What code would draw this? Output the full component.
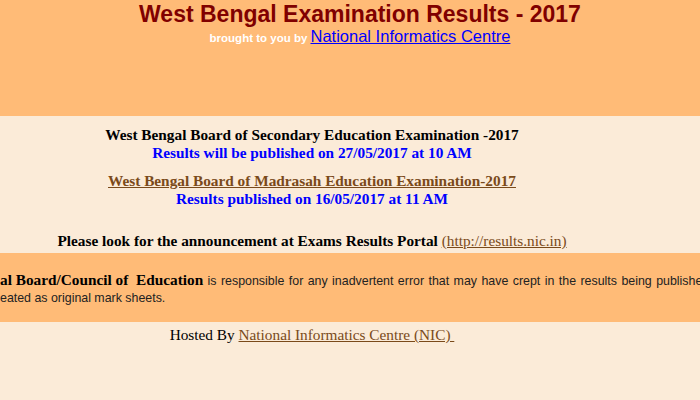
export default function App() {
  const times = { fontFamily: '"Liberation Serif", "Times New Roman", serif' };
  const arial = { fontFamily: '"Liberation Sans", Arial, sans-serif' };

  return (
    <div className="h-[400px] w-[700px] overflow-hidden bg-[#fbebd8]">
      {/* header */}
      <div className="h-[116px] bg-[#ffbb77] pl-[20px] text-center" style={arial}>
        <h1 className="pt-[1px] text-[23px] font-bold leading-[27px] text-[#800000]">
          West Bengal Examination Results - 2017
        </h1>
        <div className="leading-[17px]">
          <span className="text-[11.5px] font-bold text-white">brought to you by </span>
          <a href="#" className="text-[16.5px] text-[#0000ff] underline">
            National Informatics Centre
          </a>
        </div>
      </div>

      {/* notices */}
      <div className="h-[137px] pr-[76px] pt-[10px] text-center text-[15.3px] font-bold" style={times}>
        <p className="leading-[18px] text-black">
          West Bengal Board of Secondary Education Examination -2017
        </p>
        <p className="leading-[18px] text-[#0000ff]">
          Results will be published on 27/05/2017 at 10 AM
        </p>
        <p className="mt-[10px] leading-[18px]">
          <a href="#" className="text-[#7a4a1a] underline">
            West Bengal Board of Madrasah Education Examination-2017
          </a>
        </p>
        <p className="leading-[18px] text-[#0000ff]">Results published on 16/05/2017 at 11 AM</p>
        <p className="mt-[24px] leading-[18px] text-black">
          Please look for the announcement at Exams Results Portal{" "}
          <a href="#" className="font-normal text-[#7a4a1a] underline">
            (http://results.nic.in)
          </a>
        </p>
      </div>

      {/* disclaimer */}
      <div className="h-[69px] overflow-hidden bg-[#ffbb77] pt-[18px] text-[12.4px] text-[#222]" style={arial}>
        <p className="overflow-hidden whitespace-nowrap leading-[17px] [word-spacing:1px]">
          <span className="text-[15.3px] font-bold text-black [word-spacing:0px]" style={times}>
            al Board/Council of&nbsp; Education
          </span>{" "}
          is responsible for any inadvertent error that may have crept in the results being publishe
        </p>
        <p className="whitespace-nowrap leading-[17px]">eated as original mark sheets.</p>
      </div>

      {/* footer */}
      <div className="pr-[76px] pt-[3px] text-center text-[15.3px] leading-[20px] text-black" style={times}>
        Hosted By{" "}
        <a href="#" className="text-[#7a4a1a] underline">
          National Informatics Centre (NIC)&nbsp;
        </a>
      </div>
    </div>
  );
}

------------------------------------

▶ [Problem details]
All the material shown above is to be copied exactly, with no pictures carried over.

▶ [Exercise response]
What code would draw this? Output the full component.
export default function App() {
  const times = { fontFamily: '"Liberation Serif", "Times New Roman", serif' };
  const arial = { fontFamily: '"Liberation Sans", Arial, sans-serif' };

  return (
    <div className="h-[400px] w-[700px] overflow-hidden bg-[#fbebd8]">
      {/* header */}
      <div className="h-[116px] bg-[#ffbb77] pl-[20px] text-center" style={arial}>
        <h1 className="pt-[1px] text-[23px] font-bold leading-[27px] text-[#800000]">
          West Bengal Examination Results - 2017
        </h1>
        <div className="leading-[17px]">
          <span className="text-[11.5px] font-bold text-white">brought to you by </span>
          <a href="#" className="text-[16.5px] text-[#0000ff] underline">
            National Informatics Centre
          </a>
        </div>
      </div>

      {/* notices */}
      <div className="h-[137px] pr-[76px] pt-[10px] text-center text-[15.3px] font-bold" style={times}>
        <p className="leading-[18px] text-black">
          West Bengal Board of Secondary Education Examination -2017
        </p>
        <p className="leading-[18px] text-[#0000ff]">
          Results will be published on 27/05/2017 at 10 AM
        </p>
        <p className="mt-[10px] leading-[18px]">
          <a href="#" className="text-[#7a4a1a] underline">
            West Bengal Board of Madrasah Education Examination-2017
          </a>
        </p>
        <p className="leading-[18px] text-[#0000ff]">Results published on 16/05/2017 at 11 AM</p>
        <p className="mt-[24px] leading-[18px] text-black">
          Please look for the announcement at Exams Results Portal{" "}
          <a href="#" className="font-normal text-[#7a4a1a] underline">
            (http://results.nic.in)
          </a>
        </p>
      </div>

      {/* disclaimer */}
      <div className="h-[69px] overflow-hidden bg-[#ffbb77] pt-[18px] text-[12.4px] text-[#222]" style={arial}>
        <p className="overflow-hidden whitespace-nowrap leading-[17px] [word-spacing:1px]">
          <span className="text-[15.3px] font-bold text-black [word-spacing:0px]" style={times}>
            al Board/Council of&nbsp; Education
          </span>{" "}
          is responsible for any inadvertent error that may have crept in the results being publishe
        </p>
        <p className="whitespace-nowrap leading-[17px]">eated as original mark sheets.</p>
      </div>

      {/* footer */}
      <div className="pr-[76px] pt-[3px] text-center text-[15.3px] leading-[20px] text-black" style={times}>
        Hosted By{" "}
        <a href="#" className="text-[#7a4a1a] underline">
          National Informatics Centre (NIC)&nbsp;
        </a>
      </div>
    </div>
  );
}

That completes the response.